Noida Airport Projects Passenger Surge, Fuel Tax Edge to Triple Traffic by 2031
Noida Airport Aims to Triple Passenger Traffic by 2031

Noida International Airport Projects Massive Passenger Growth, Fuel Tax Advantage Key

New Delhi: The upcoming Noida International Airport (NIA) is poised for a dramatic surge in passenger traffic, with projections indicating a near-tripling of footfall within just five years. This anticipated growth is largely fueled by robust domestic flight operations and a substantial competitive edge in aviation fuel pricing, which is expected to attract a wide array of airlines to the new facility.

Projected Passenger Numbers and Development Timeline

According to tariff papers submitted by Noida International Airport to the Airports Economic Regulatory Authority (AERA), passenger numbers are forecast to skyrocket from 67.4 lakh in the financial year 2027 to over 2 crore by the financial year 2031. This represents a remarkable increase of approximately 200% in a relatively short timeframe.

If the airport achieves this ambitious target, it could trigger the second phase of its development plan within just two years of its initial launch. NIA is set to commence operations with an annual capacity of 1.2 crore passengers, with AERA estimating that international flights will begin between August and September of this year.

Competitive Advantages Driving Growth

Several key factors are contributing to NIA's optimistic projections. Unlike the severely constrained Indira Gandhi International Airport in Delhi, Noida International Airport will offer ample availability of premium flight slots, providing airlines with greater operational flexibility.

Perhaps the most significant advantage lies in aviation turbine fuel taxation. Uttar Pradesh will levy just 1% VAT on aviation fuel at NIA, compared to Delhi's 25% VAT at IGIA. This substantial cost differential is expected to weigh heavily in airlines' decisions when choosing where to base their operations.

Launch Airlines and Initial Operations

IndiGo, Akasa Air, and Air India have been confirmed as launch customers for Noida International Airport. Additionally, the upcoming Subha Airways will establish its operational base at the new facility. The airport is expected to be inaugurated later this month, with commercial operations anticipated to begin this summer.

In its first full financial year of operation (FY27), AERA projects NIA will handle approximately 66 lakh domestic passengers and 1.4 lakh international travelers, with international traffic accounting for about 2% of the total 67.4 lakh footfall.

Catchment Area and Traffic Stabilization

"NIA's passenger traffic in the initial years will be driven by its catchment area," explained a source with the airport operator. "Areas within a 120-minute free-flow travel time include the entire Delhi region, Ghaziabad, Gautam Budh Nagar, and parts of Meerut, Sonipat, Jhajjar, and Rewari."

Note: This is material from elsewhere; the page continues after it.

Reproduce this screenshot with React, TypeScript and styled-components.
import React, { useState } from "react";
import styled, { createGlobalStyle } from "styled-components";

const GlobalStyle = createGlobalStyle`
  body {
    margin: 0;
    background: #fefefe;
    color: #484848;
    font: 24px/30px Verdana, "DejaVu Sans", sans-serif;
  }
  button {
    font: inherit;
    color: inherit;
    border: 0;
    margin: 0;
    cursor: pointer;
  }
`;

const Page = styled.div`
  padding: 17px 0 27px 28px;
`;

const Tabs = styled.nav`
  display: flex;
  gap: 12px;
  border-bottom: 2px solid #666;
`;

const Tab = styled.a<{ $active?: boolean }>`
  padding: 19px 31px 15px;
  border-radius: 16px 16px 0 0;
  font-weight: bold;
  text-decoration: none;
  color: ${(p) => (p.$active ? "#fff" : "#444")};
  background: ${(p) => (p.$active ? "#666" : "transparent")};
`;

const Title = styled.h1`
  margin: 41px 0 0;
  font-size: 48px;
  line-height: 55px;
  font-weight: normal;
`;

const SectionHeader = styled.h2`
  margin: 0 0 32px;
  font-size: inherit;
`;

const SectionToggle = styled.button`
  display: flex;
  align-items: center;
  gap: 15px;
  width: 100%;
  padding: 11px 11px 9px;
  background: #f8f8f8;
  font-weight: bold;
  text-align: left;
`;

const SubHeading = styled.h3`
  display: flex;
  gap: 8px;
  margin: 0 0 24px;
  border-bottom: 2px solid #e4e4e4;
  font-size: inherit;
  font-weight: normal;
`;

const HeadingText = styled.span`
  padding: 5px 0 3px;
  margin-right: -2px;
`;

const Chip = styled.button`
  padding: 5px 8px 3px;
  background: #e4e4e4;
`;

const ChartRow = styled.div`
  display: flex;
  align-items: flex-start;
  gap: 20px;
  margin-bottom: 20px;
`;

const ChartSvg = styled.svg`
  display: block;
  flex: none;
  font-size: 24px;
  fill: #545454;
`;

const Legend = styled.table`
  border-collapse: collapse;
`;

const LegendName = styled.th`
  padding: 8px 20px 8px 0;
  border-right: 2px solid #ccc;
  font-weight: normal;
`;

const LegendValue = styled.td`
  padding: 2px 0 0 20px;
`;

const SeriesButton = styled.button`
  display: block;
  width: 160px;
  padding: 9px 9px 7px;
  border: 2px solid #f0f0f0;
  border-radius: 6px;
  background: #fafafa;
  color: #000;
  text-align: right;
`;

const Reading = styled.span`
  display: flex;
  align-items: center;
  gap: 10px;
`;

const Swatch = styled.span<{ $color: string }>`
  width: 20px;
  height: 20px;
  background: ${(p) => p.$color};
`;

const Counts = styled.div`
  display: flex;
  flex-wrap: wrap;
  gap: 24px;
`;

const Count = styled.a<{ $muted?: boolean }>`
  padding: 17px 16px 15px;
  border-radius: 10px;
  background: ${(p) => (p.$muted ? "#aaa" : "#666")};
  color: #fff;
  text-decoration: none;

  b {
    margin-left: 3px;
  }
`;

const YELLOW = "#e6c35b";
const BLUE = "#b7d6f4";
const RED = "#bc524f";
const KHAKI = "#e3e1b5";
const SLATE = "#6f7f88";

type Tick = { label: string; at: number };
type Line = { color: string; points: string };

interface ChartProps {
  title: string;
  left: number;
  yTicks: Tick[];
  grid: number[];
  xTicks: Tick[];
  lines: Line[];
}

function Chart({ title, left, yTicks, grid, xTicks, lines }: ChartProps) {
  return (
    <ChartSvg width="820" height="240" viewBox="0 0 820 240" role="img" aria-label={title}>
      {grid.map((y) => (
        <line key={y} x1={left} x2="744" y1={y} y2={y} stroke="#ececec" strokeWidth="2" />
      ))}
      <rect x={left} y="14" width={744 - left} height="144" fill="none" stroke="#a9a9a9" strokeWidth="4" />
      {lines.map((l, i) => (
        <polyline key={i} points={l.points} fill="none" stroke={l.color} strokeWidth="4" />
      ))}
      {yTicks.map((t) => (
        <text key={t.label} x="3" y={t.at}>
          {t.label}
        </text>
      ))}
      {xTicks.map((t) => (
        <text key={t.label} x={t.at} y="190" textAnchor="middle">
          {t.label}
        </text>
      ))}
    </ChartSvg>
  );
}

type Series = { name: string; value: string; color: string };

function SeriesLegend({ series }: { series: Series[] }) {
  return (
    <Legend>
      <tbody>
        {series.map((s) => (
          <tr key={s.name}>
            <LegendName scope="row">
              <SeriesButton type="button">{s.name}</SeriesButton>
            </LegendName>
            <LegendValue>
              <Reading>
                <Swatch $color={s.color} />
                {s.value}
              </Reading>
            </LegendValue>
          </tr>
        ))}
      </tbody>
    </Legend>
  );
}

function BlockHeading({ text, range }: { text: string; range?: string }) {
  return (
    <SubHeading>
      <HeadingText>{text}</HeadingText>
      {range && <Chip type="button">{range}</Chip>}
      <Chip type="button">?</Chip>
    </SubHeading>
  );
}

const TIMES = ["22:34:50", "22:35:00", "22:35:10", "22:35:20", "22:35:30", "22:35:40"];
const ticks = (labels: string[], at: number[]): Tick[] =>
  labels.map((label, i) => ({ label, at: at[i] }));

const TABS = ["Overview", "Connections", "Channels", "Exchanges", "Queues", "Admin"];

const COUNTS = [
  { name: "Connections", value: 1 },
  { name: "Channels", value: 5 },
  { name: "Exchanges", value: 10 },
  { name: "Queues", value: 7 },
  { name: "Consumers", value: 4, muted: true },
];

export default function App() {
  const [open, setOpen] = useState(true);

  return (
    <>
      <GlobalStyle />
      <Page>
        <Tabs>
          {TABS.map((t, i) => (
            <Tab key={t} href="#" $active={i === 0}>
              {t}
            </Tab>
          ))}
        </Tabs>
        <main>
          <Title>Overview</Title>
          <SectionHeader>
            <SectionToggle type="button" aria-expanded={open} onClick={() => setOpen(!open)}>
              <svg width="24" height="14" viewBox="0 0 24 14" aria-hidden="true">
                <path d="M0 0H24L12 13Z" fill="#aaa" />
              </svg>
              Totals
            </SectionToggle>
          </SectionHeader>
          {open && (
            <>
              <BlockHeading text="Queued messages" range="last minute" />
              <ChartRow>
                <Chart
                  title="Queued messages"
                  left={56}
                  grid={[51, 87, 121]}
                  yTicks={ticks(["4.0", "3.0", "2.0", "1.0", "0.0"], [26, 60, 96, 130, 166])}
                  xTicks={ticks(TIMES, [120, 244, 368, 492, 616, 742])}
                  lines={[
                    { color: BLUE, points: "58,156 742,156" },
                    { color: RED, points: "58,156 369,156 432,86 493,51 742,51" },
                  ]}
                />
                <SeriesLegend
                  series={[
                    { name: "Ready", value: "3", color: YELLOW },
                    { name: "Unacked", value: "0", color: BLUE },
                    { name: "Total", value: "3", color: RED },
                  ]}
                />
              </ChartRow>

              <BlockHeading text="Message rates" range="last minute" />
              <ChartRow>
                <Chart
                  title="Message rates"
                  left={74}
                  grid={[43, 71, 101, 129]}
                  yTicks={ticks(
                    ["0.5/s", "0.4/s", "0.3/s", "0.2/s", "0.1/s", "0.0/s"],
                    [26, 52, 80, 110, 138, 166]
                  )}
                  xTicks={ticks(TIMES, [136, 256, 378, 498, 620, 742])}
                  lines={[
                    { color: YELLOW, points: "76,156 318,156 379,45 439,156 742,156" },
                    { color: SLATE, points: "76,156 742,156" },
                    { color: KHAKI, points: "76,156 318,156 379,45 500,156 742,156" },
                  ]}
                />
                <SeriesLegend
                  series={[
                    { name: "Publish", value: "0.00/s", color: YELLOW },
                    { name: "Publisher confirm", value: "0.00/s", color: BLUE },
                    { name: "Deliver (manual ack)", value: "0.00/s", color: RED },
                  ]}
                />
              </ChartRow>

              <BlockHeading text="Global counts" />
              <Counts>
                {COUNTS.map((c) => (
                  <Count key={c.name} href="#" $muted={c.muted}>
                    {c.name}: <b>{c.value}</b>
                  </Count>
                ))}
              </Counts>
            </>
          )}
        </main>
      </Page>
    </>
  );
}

The source added: "Traffic is expected to expand rapidly in the initial years due to pent-up demand from these catchment areas and availability of premium slots. However, being a greenfield airport, traffic is expected to take two to three years to stabilize."

Airlines are anticipated to launch new services to previously untapped markets while increasing flight frequencies to established Tier-1 destinations, utilizing NIA's facilities for these expanded operations.

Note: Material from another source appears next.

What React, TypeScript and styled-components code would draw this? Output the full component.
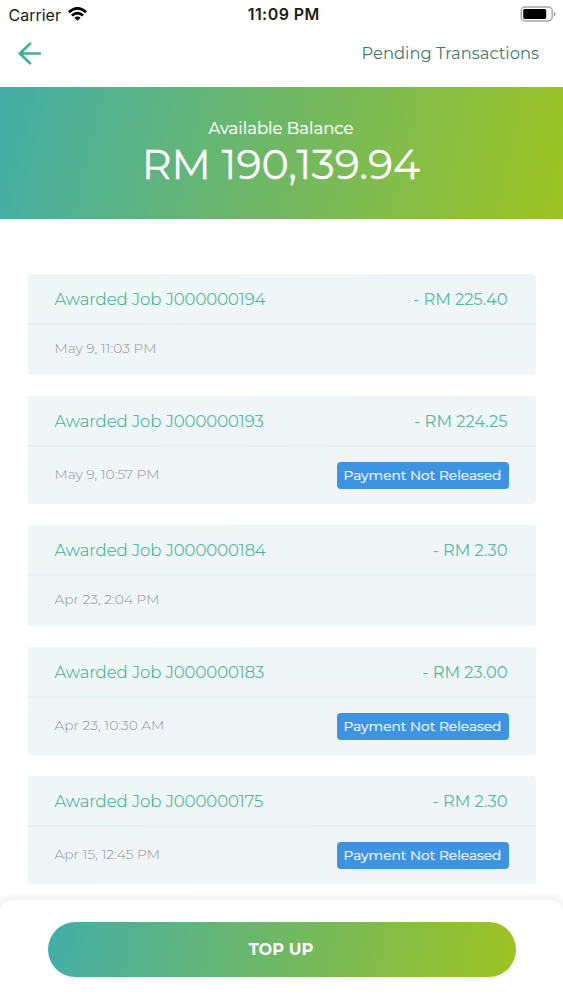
import React from "react";
import styled, { createGlobalStyle } from "styled-components";

const GlobalStyle = createGlobalStyle`
  * { box-sizing: border-box; }
  body { margin: 0; background: #fefffe; }
`;

const Screen = styled.div`
  height: 1000px;
  display: flex;
  flex-direction: column;
  overflow: hidden;
  background: #fefffe;
  font-family: Montserrat, Inter, sans-serif;
`;

const StatusBar = styled.header`
  height: 30px;
  flex: none;
  display: grid;
  grid-template-columns: 1fr auto 1fr;
  align-items: center;
  padding: 0 7px 2px 8.5px;
  font-family: Inter, sans-serif;
  font-size: 16px;
  line-height: 20px;
  color: #1c1c1c;
`;

const Carrier = styled.div`
  display: flex;
  align-items: center;
  gap: 7px;
`;

const CarrierName = styled.span`
  padding-top: 1px;
`;

const Clock = styled.div`
  padding: 0 0 0 3px;
  font-weight: 600;
  letter-spacing: 0.45px;
`;

const BatterySlot = styled.div`
  display: flex;
  justify-content: flex-end;
`;

const NavBar = styled.nav`
  height: 57px;
  flex: none;
  display: flex;
  justify-content: space-between;
  align-items: flex-start;
  padding: 12px 24px 0 18px;
`;

const BackButton = styled.button`
  padding: 0;
  border: 0;
  background: none;
  display: flex;
`;

const PendingLink = styled.a`
  margin-top: -1px;
  font-size: 16.35px;
  line-height: 24px;
  color: #45776c;
`;

const BalanceBanner = styled.section`
  height: 132px;
  flex: none;
  display: flex;
  flex-direction: column;
  align-items: center;
  padding: 29px 1px 0 0;
  color: #fff;
  background: linear-gradient(103deg, #43aea8 0%, #6cb76b 45%, #9ec321 100%);
`;

const BalanceLabel = styled.div`
  font-size: 16.5px;
  font-weight: 400;
  -webkit-text-stroke: 0.2px #fff;
  line-height: 24px;
`;

const BalanceAmount = styled.div`
  font-size: 41.2px;
  font-weight: 400;
  -webkit-text-stroke: 0.3px #fff;
  line-height: 48px;
`;

const Transactions = styled.main`
  flex: 1;
  min-height: 0;
  overflow: hidden;
  display: flex;
  flex-direction: column;
  gap: 21px;
  padding: 55px 27.5px 0 27.5px;
`;

const Card = styled.article`
  flex: none;
  border-radius: 3px;
  background: linear-gradient(170deg, #eff7f6, #f0f5f8 60%, #f1f5f8);
`;

const CardHeader = styled.div`
  height: 50.5px;
  display: flex;
  align-items: center;
  justify-content: space-between;
  padding: 1px 28px 0 27px;
  border-bottom: 2px solid #e5f0ef;
  font-size: 16.5px;
  font-weight: 300;
  color: #3fb093;
`;

const JobTitle = styled.span`
  -webkit-text-stroke: 0.15px currentColor;
`;

const Amount = styled.span`
  font-size: 16.3px;
  font-weight: 400;
  color: #55b99e;
`;

const CardBody = styled.div<{ $tall: boolean }>`
  height: ${(p) => (p.$tall ? 57.3 : 50.8)}px;
  display: flex;
  align-items: flex-start;
  justify-content: space-between;
  padding: ${(p) => (p.$tall ? "15.5px" : "13.5px")} 27px 0 27px;
`;

const DateText = styled.time<{ $tall: boolean }>`
  font-size: 13.8px;
  line-height: 20px;
  font-weight: 300;
  color: #8f9497;
  padding-top: ${(p) => (p.$tall ? "1.5px" : "0")};
`;

const Badge = styled.span`
  width: 172px;
  height: 27px;
  border-radius: 4px;
  background: #3f94e2;
  color: #f4faff;
  font-size: 13.75px;
  font-weight: 400;
  -webkit-text-stroke: 0.2px #f4faff;
  line-height: 27px;
  text-align: center;
`;

const BottomSheet = styled.footer`
  height: 100px;
  flex: none;
  position: relative;
  padding: 22px 47.5px 0;
  border-radius: 12px 12px 0 0;
  background: #fff;
  box-shadow: 0 -2px 4px 3px rgba(0, 0, 0, 0.045);
`;

const TopUpButton = styled.button`
  display: block;
  width: 100%;
  height: 54.5px;
  padding: 0 1px 0 0;
  border: 0;
  border-radius: 28px;
  background: linear-gradient(100deg, #43aea8 0%, #6cb76b 45%, #9ec321 100%);
  box-shadow: 0 2px 3px rgba(0, 0, 0, 0.06);
  color: #fff;
  font: 700 16.2px/54px Montserrat, Inter, sans-serif;
`;

const WifiIcon = () => (
  <svg width="19" height="14" viewBox="0 0 19 14" fill="none" stroke="#000" strokeWidth="2.7">
    <path d="M0.9 5.3 Q9.5 -2.5 18.1 5.3" />
    <path d="M3.9 8.6 Q9.5 3.6 15.1 8.6" />
    <path d="M6.3 10.8 Q9.5 8 12.7 10.8 L9.5 13.8 Z" fill="#000" stroke="none" />
  </svg>
);

const BatteryIcon = () => (
  <svg width="36" height="16" viewBox="0 0 36 16">
    <rect x="1.2" y="1" width="31" height="14" rx="4" fill="#fff" stroke="#a5a5a5" strokeWidth="1.4" />
    <rect x="3.2" y="3" width="23" height="10" rx="1.5" fill="#000" />
    <path d="M34 5.5 Q37 8 34 10.5 Z" fill="#8e8e8e" />
  </svg>
);

const BackIcon = () => (
  <svg width="24" height="24" viewBox="0 0 24 24" fill="none" stroke="#43ae9b" strokeWidth="2.6" strokeLinecap="round" strokeLinejoin="round">
    <path d="M22 11.5H1.8M12 1.7L1.8 11.5L12 21.3" />
  </svg>
);

const transactions = [
  { job: "J000000194", amount: "225.40", date: "May 9, 11:03 PM", held: false },
  { job: "J000000193", amount: "224.25", date: "May 9, 10:57 PM", held: true },
  { job: "J000000184", amount: "2.30", date: "Apr 23, 2:04 PM", held: false },
  { job: "J000000183", amount: "23.00", date: "Apr 23, 10:30 AM", held: true },
  { job: "J000000175", amount: "2.30", date: "Apr 15, 12:45 PM", held: true },
];

export default function App() {
  return (
    <Screen>
      <GlobalStyle />
      <StatusBar>
        <Carrier>
          <CarrierName>Carrier</CarrierName>
          <WifiIcon />
        </Carrier>
        <Clock>11:09 PM</Clock>
        <BatterySlot>
          <BatteryIcon />
        </BatterySlot>
      </StatusBar>
      <NavBar>
        <BackButton aria-label="Back">
          <BackIcon />
        </BackButton>
        <PendingLink>Pending Transactions</PendingLink>
      </NavBar>
      <BalanceBanner>
        <BalanceLabel>Available Balance</BalanceLabel>
        <BalanceAmount>RM 190,139.94</BalanceAmount>
      </BalanceBanner>
      <Transactions>
        {transactions.map((t) => (
          <Card key={t.job}>
            <CardHeader>
              <JobTitle>Awarded Job {t.job}</JobTitle>
              <Amount>- RM {t.amount}</Amount>
            </CardHeader>
            <CardBody $tall={t.held}>
              <DateText $tall={t.held}>{t.date}</DateText>
              {t.held && <Badge>Payment Not Released</Badge>}
            </CardBody>
          </Card>
        ))}
      </Transactions>
      <BottomSheet>
        <TopUpButton>TOP UP</TopUpButton>
      </BottomSheet>
    </Screen>
  );
}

Tariff Determination and Financial Considerations

The passenger growth projections for Noida International Airport stand in stark contrast to existing airports, where traffic numbers often plateau due to operational maturity. AERA had previously issued an ad hoc tariff in August, with user development fees ranging from Rs 210 to Rs 980, based on expectations that the airport would become operational in 2025.

With that timeline having shifted, the regular tariff determination process has now commenced. The airport operator has yet to submit its proposed tariff structure, which will form the basis for determining regular aeronautical charges and user development fees.

AERA has proposed an aggregate revenue requirement of Rs 6,855 crore, compared to the Rs 8,702 crore submitted by Yamuna International Airport Private Limited, the airport's operator.

"Determination of aeronautical charges and UDF requires a delicate balance between cost recovery and its potential impact on air traffic demand," according to AERA. "This balance is crucial for the financial viability of the airport while also ensuring the tariffs remain competitive to attract and retain airlines and passengers."

The contrasting growth trajectory between Noida International Airport and established facilities highlights the transformative potential of new infrastructure projects in India's aviation sector, particularly when supported by favorable regulatory and tax environments.